Douglas Chambers' murder at first seemed different. Everyone initially expressed shock and horror at the brazen killing of a representative of the state. But then the usual cynical indifference took over. 'You see what happen when you don't know how to talk to people!' 'Boy, him mussi did mix up in some fish head business too'. 'Him too careless. Man in that position haffi walk wid bodyguard'.

Like most Jamaicans I'm mighty confused over just what led to Mr. Chambers' death. Was he a martyr to the fight against corruption, killed by those whose dark dealings he was threatening to expose? Or was he, as some are claiming, involved in the same kind of thing he vowed to stamp out? As usual, the general public doesn't know what to believe. Whatever the truth, he is one of the more than 800 Jamaicans murdered so far this year, and left behind a grieving wife and children.

Human nature is human nature, and the sorts of things that go in Jamaica happen the world over. Every country has aggressive and arrogant men. Public figures across the globe make shady back-door deals. Love triangles have been with us since Adam and Eve and Satan. What's different here is how often real or imagined transgressions of every sort result in violent killings. And worse, how easily we accept death for occurrences which elsewhere would end in angry words or amateur fisticuffs.

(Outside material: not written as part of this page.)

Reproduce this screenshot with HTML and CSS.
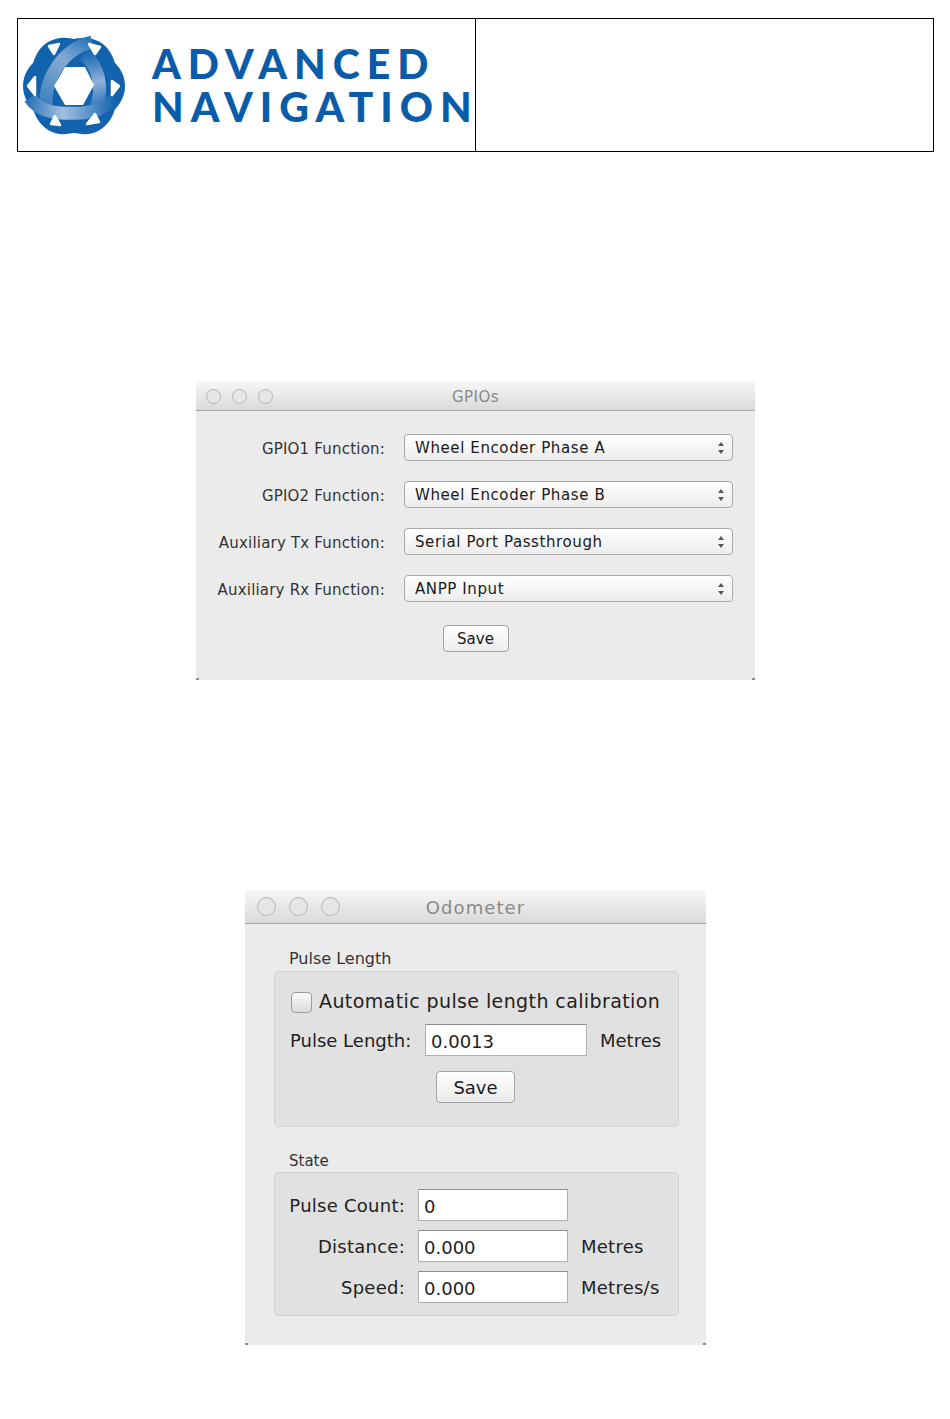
FILE: index.html
```html
<!DOCTYPE html>
<html lang="en">
<head>
    <meta charset="UTF-8">
    <title>GPIOs and Odometer</title>
    <link rel="stylesheet" href="styles.css">
</head>
<body>
    <header class="doc-header">
        <div class="brand">
            <svg class="brand-mark" viewBox="0 0 104 104" width="104" height="104">
                <defs>
                    <linearGradient id="band-low" gradientUnits="userSpaceOnUse" x1="6" y1="66" x2="94" y2="70">
                        <stop offset="0" stop-color="#2a73b8"/>
                        <stop offset="0.4" stop-color="#a3c0de"/>
                        <stop offset="0.75" stop-color="#4e8ac6"/>
                        <stop offset="1" stop-color="#1262ad"/>
                    </linearGradient>
                    <linearGradient id="band-up" gradientUnits="userSpaceOnUse" x1="24" y1="72" x2="70" y2="8">
                        <stop offset="0" stop-color="#3b80bf"/>
                        <stop offset="0.6" stop-color="#86abd3"/>
                        <stop offset="1" stop-color="#2e76ba"/>
                    </linearGradient>
                    <linearGradient id="band-right" gradientUnits="userSpaceOnUse" x1="62" y1="20" x2="74" y2="74">
                        <stop offset="0" stop-color="#1c69b3"/>
                        <stop offset="0.55" stop-color="#8fb1d6"/>
                        <stop offset="1" stop-color="#2a72b8"/>
                    </linearGradient>
                </defs>
                <g class="brand-base">
                    <ellipse cx="52" cy="52" rx="51" ry="39"/>
                    <ellipse cx="52" cy="52" rx="51" ry="39" transform="rotate(60 52 52)"/>
                    <ellipse cx="52" cy="52" rx="51" ry="39" transform="rotate(120 52 52)"/>
                </g>
                <g fill="none" stroke-width="13">
                    <path d="M62 20 C76 32 82 52 74 74" stroke="url(#band-right)"/>
                    <path d="M24 72 C22 48 38 16 70 8" stroke="url(#band-up)"/>
                    <path d="M8 64 C18 80 40 80 60 79 C72 78 84 74 93 64" stroke="url(#band-low)"/>
                </g>
                <path class="brand-hex" d="M32 52 L43 33 H63 L72 51 L61 71 H43 Z"/>
                <g class="brand-holes">
                    <path d="M27 12 L37 10 L32 20 Z"/>
                    <path d="M67 10 L78 13 L73 20 Z"/>
                    <path d="M6 52 L13 43 L13 61 Z"/>
                    <path d="M90 47 L97 52 L90 61 Z"/>
                    <path d="M29 90 L38 91 L33 82 Z"/>
                    <path d="M65 90 L77 88 L73 80 Z"/>
                </g>
            </svg>
            <div class="brand-name">ADVANCED<br>NAVIGATION</div>
        </div>
        <div class="header-blank"></div>
    </header>

    <section class="window gpio-window">
        <div class="titlebar">
            <div class="traffic">
                <span class="dot"></span>
                <span class="dot"></span>
                <span class="dot"></span>
            </div>
            <span class="title">GPIOs</span>
        </div>
        <div class="gpio-form">
            <label class="gpio-label">GPIO1 Function:</label>
            <div class="select"><span>Wheel Encoder Phase A</span><i class="stepper"></i></div>
            <label class="gpio-label">GPIO2 Function:</label>
            <div class="select"><span>Wheel Encoder Phase B</span><i class="stepper"></i></div>
            <label class="gpio-label">Auxiliary Tx Function:</label>
            <div class="select"><span>Serial Port Passthrough</span><i class="stepper"></i></div>
            <label class="gpio-label">Auxiliary Rx Function:</label>
            <div class="select"><span>ANPP Input</span><i class="stepper"></i></div>
        </div>
        <button class="btn gpio-save">Save</button>
    </section>

    <section class="window odo-window">
        <div class="titlebar">
            <div class="traffic">
                <span class="dot"></span>
                <span class="dot"></span>
                <span class="dot"></span>
            </div>
            <span class="title">Odometer</span>
        </div>
        <div class="odo-body">
            <div class="group-title">Pulse Length</div>
            <div class="group pulse-group">
                <div class="check-row">
                    <span class="checkbox"></span>
                    <span>Automatic pulse length calibration</span>
                </div>
                <div class="pulse-row">
                    <label>Pulse Length:</label>
                    <input class="field pulse-field" type="text" value="0.0013">
                    <span>Metres</span>
                </div>
                <button class="btn odo-save">Save</button>
            </div>
            <div class="group-title state-title">State</div>
            <div class="group state-group">
                <label>Pulse Count:</label>
                <input class="field" type="text" value="0">
                <span></span>
                <label>Distance:</label>
                <input class="field" type="text" value="0.000">
                <span>Metres</span>
                <label>Speed:</label>
                <input class="field" type="text" value="0.000">
                <span>Metres/s</span>
            </div>
        </div>
    </section>
</body>
</html>
```
FILE: styles.css
```css
* {
    box-sizing: border-box;
    margin: 0;
    padding: 0;
}

body {
    height: 1419px;
    padding: 18px 16px 0 17px;
    background-color: #fff;
    color: #222;
    font-family: 'DejaVu Sans', sans-serif;
    overflow: hidden;
}

.doc-header {
    display: flex;
    height: 134px;
    border: 1px solid #000;
}

.brand {
    flex: none;
    width: 458px;
    display: flex;
    align-items: center;
    padding-left: 4px;
    border-right: 1px solid #000;
}

.brand-mark {
    flex: none;
    margin-top: 2px;
}

.brand-base {
    fill: #1262ad;
}

.brand-hex {
    fill: #fff;
}

.brand-holes {
    fill: #fff;
    stroke: #fff;
    stroke-width: 2.5;
    stroke-linejoin: round;
}

.brand-name {
    flex: none;
    margin-left: 26px;
    font-family: 'Lato', sans-serif;
    font-weight: 900;
    font-size: 41px;
    line-height: 43px;
    letter-spacing: 7px;
    white-space: nowrap;
    color: #0b5ca8;
}

.header-blank {
    flex: 1;
}

/* mac style windows */
.window {
    position: relative;
    margin-left: auto;
    margin-right: auto;
    background-color: #ebebeb;
    border-radius: 4px 4px 0 0;
}

.window::before,
.window::after {
    content: '';
    position: absolute;
    bottom: 0;
    width: 3px;
    height: 2px;
    background-color: #8c8c8c;
}

.window::before {
    left: 0;
}

.window::after {
    right: 0;
}

.gpio-window {
    width: 559px;
    height: 299px;
    margin-top: 229px;
}

.odo-window {
    width: 461px;
    height: 455px;
    margin-top: 210px;
}

.titlebar {
    position: relative;
    display: flex;
    align-items: center;
    justify-content: center;
    height: 30px;
    padding-top: 2px;
    background: linear-gradient(#f7f7f7, #dadada);
    border-bottom: 1px solid #a6a6a6;
}

.odo-window .titlebar {
    height: 34px;
}

.traffic {
    position: absolute;
    left: 10px;
    top: 8px;
    display: flex;
    gap: 11px;
}

.odo-window .traffic {
    left: 12px;
    top: 7px;
    gap: 13px;
}

.dot {
    width: 15px;
    height: 15px;
    border: 1px solid #b4b4b4;
    border-radius: 50%;
    background-color: #e6e6e6;
}

.odo-window .dot {
    width: 19px;
    height: 19px;
}

.title {
    font-size: 15px;
    letter-spacing: 0.5px;
    color: #8a8a8a;
}

.odo-window .title {
    font-size: 18px;
    letter-spacing: 1.1px;
}

/* gpio form */
.gpio-form {
    display: grid;
    grid-template-columns: 189px 329px;
    column-gap: 19px;
    row-gap: 20px;
    align-items: center;
    padding-top: 23px;
}

.gpio-label {
    padding-top: 2px;
    text-align: right;
    font-size: 15px;
    letter-spacing: 0.2px;
    color: #333;
    white-space: nowrap;
}

.select {
    display: flex;
    align-items: center;
    justify-content: space-between;
    height: 27px;
    padding: 0 8px 0 10px;
    border: 1px solid #a9a9a9;
    border-radius: 4px;
    background: linear-gradient(#fff, #ececec);
    font-size: 15px;
    letter-spacing: 0.6px;
    color: #1a1a1a;
}

.stepper {
    position: relative;
    width: 6px;
    height: 12px;
}

.stepper::before,
.stepper::after {
    content: '';
    position: absolute;
    left: 0;
    border-left: 3px solid transparent;
    border-right: 3px solid transparent;
}

.stepper::before {
    top: 0;
    border-bottom: 4px solid #555;
}

.stepper::after {
    bottom: 0;
    border-top: 4px solid #555;
}

.btn {
    display: block;
    margin: 0 auto;
    border: 1px solid #a4a4a4;
    border-radius: 4px;
    background: linear-gradient(#fff, #ebebeb);
    font-family: inherit;
    color: #1a1a1a;
}

.gpio-save {
    width: 66px;
    height: 27px;
    margin-top: 23px;
    font-size: 15px;
}

/* odometer */
.odo-body {
    padding: 25px 27px 0 29px;
}

.group-title {
    height: 22px;
    padding-left: 15px;
    font-size: 16px;
    color: #333;
}

.state-title {
    margin-top: 24px;
    height: 21px;
    padding-top: 1px;
    font-size: 15px;
}

.group {
    border: 1px solid #d0d0d0;
    border-radius: 5px;
    background-color: #e1e1e1;
    font-size: 18px;
    color: #222;
}

.pulse-group {
    height: 156px;
    padding: 19px 19px 0 15px;
}

.check-row {
    display: flex;
    align-items: center;
    gap: 7px;
    height: 22px;
    padding-left: 1px;
    font-size: 19px;
    letter-spacing: 0.4px;
    white-space: nowrap;
}

.check-row span:last-child {
    margin-top: -2px;
}

.checkbox {
    flex: none;
    width: 21px;
    height: 21px;
    border: 1px solid #9c9c9c;
    border-radius: 4px;
    background: linear-gradient(#fafafa, #dcdcdc);
}

.pulse-row {
    display: grid;
    grid-template-columns: 122px 162px 1fr;
    column-gap: 13px;
    align-items: center;
    margin-top: 11px;
    white-space: nowrap;
}

.pulse-row span {
    text-align: right;
}

.field {
    height: 32px;
    width: 100%;
    padding: 2px 5px 0;
    border: 1px solid #b0b0b0;
    border-top-color: #8e8e8e;
    background-color: #fff;
    font-family: inherit;
    font-size: 18px;
    color: #222;
}

.odo-save {
    width: 79px;
    height: 32px;
    margin: 15px 0 0 146px;
    font-size: 18px;
}

.state-group {
    display: grid;
    grid-template-columns: 120px 150px 1fr;
    column-gap: 13px;
    row-gap: 9px;
    align-items: center;
    align-content: start;
    height: 144px;
    padding: 16px 12px 0 10px;
    letter-spacing: 0.25px;
    white-space: nowrap;
}

.state-group label {
    text-align: right;
}
```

Our papers regularly record murders sparked by stepping on someone's toe at a dance, being seen with someone else's woman in public, getting into a heated argument. And they're usually met with a 'Well, a so it go' shrug, or even a laugh when some 'man and woman business' is involved. We've become so accepting of brutality that nowadays news of babies and children and whole families being slaughtered often doesn't even make the front pages.

Culture of death

It's no exaggeration to call ours a culture of death. And what makes most people despair of anything changing is that our senior politicians just don't seem to give a damn. Our three most prominent public figures - Bruce Golding, Portia Simpson Miller, and Peter Phillips - all represent garrison constituencies where voter intimidation is widespread, and the rule of law does not apply to all. But, apparently, this doesn't bother any of them, as evidenced by last year's election campaign, where both the PNP and JLP ran an endless number of ads about everything except crime.

Last month on the CVM TVprogramme 'Direct', Peter Phillips denied that he or Portia Simpson Miller represented garrisons. Indeed he would not even admit there was such a thing as garrisons. Mrs Simpson Miller also said as much on the Breakfast Club radio show later that week. As for Mr. Golding, whatever happened to his former big talk about de-garrisoning the nation and walking hand in hand with Mrs Simpson Miller through the inner cities? Were the cynics correct in dismissing those pious speeches which promised a new transparent, accountable and non-tribalist Jamaica as just opportunistic electioneering?

With leaders like these, it's no wonder the Jamaican murder rate has increased by a factor of 15 since independence. But are we the people, who continue to vote for them, not just as much to blame?